What is the difference between stablecoins and Bitcoin?
Bitcoin is a scarce digital asset whose price fluctuates based on supply, demand, adoption, and market sentiment. Dollar-pegged tokens are designed to track another asset, usually the U.S. dollar. Bitcoin may rise or fall significantly, while dollar-pegged tokens aim for steadiness. They serve different purposes: Bitcoin is often viewed as a long-term crypto asset, while dollar-pegged tokens are commonly used for trading and transfers.
Do I need a wallet to use dollar-pegged tokens?
You can hold them on an exchange or in a personal crypto wallet. An exchange is easier for beginners, but it means trusting the platform. A wallet gives you more control, but you must protect your seed phrase and avoid sending funds on the wrong network. Many beginners start on an exchange, then learn self-custody with small test amounts.
Are stablecoins used in DeFi?
Yes, they are widely used in DeFi because they provide a dollar-like unit for lending, borrowing, swaps, and liquidity pools. DeFi platforms often use them to simplify pricing and reduce exposure to volatile assets. However, DeFi introduces risks such as smart contract bugs, liquidity issues, liquidation risk, and platform failures. Beginners should understand these risks before chasing yield.

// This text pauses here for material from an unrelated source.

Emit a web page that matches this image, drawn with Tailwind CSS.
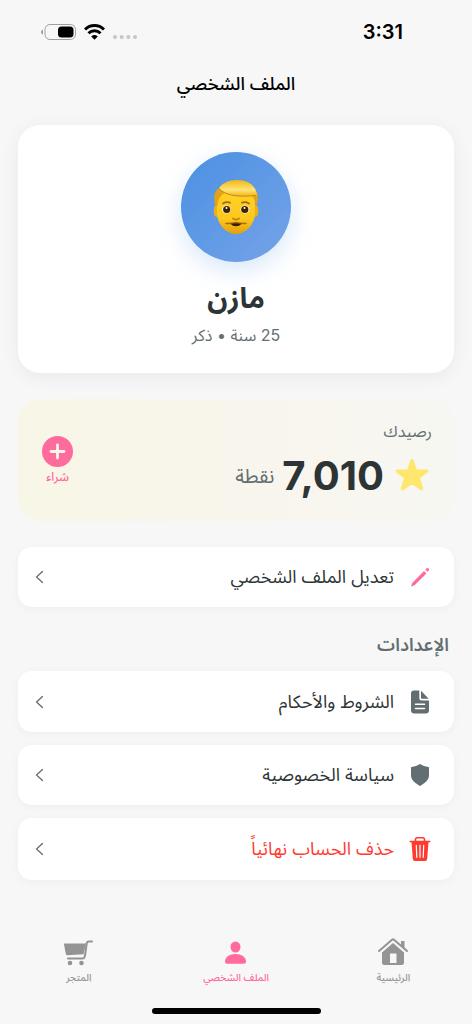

Are stablecoins the same as cash?
No, they are not the same as cash in a bank account. They are crypto tokens designed to track a reference asset, usually the dollar. They may not have the same insurance, legal protections, or redemption rights as traditional deposits. Users should read the issuer’s terms, understand custody risk, and avoid assuming that every dollar-pegged token is equivalent to cash.
Which stablecoins should a beginner use?
There is no single best choice for every beginner. A safer starting point is to study large, widely supported, transparent options and understand how they are backed. Beginners should look for clear reserve information, strong exchange support, reliable liquidity, and network compatibility. The best choice depends on where you live, which exchange you use, and how you plan to store or transfer funds.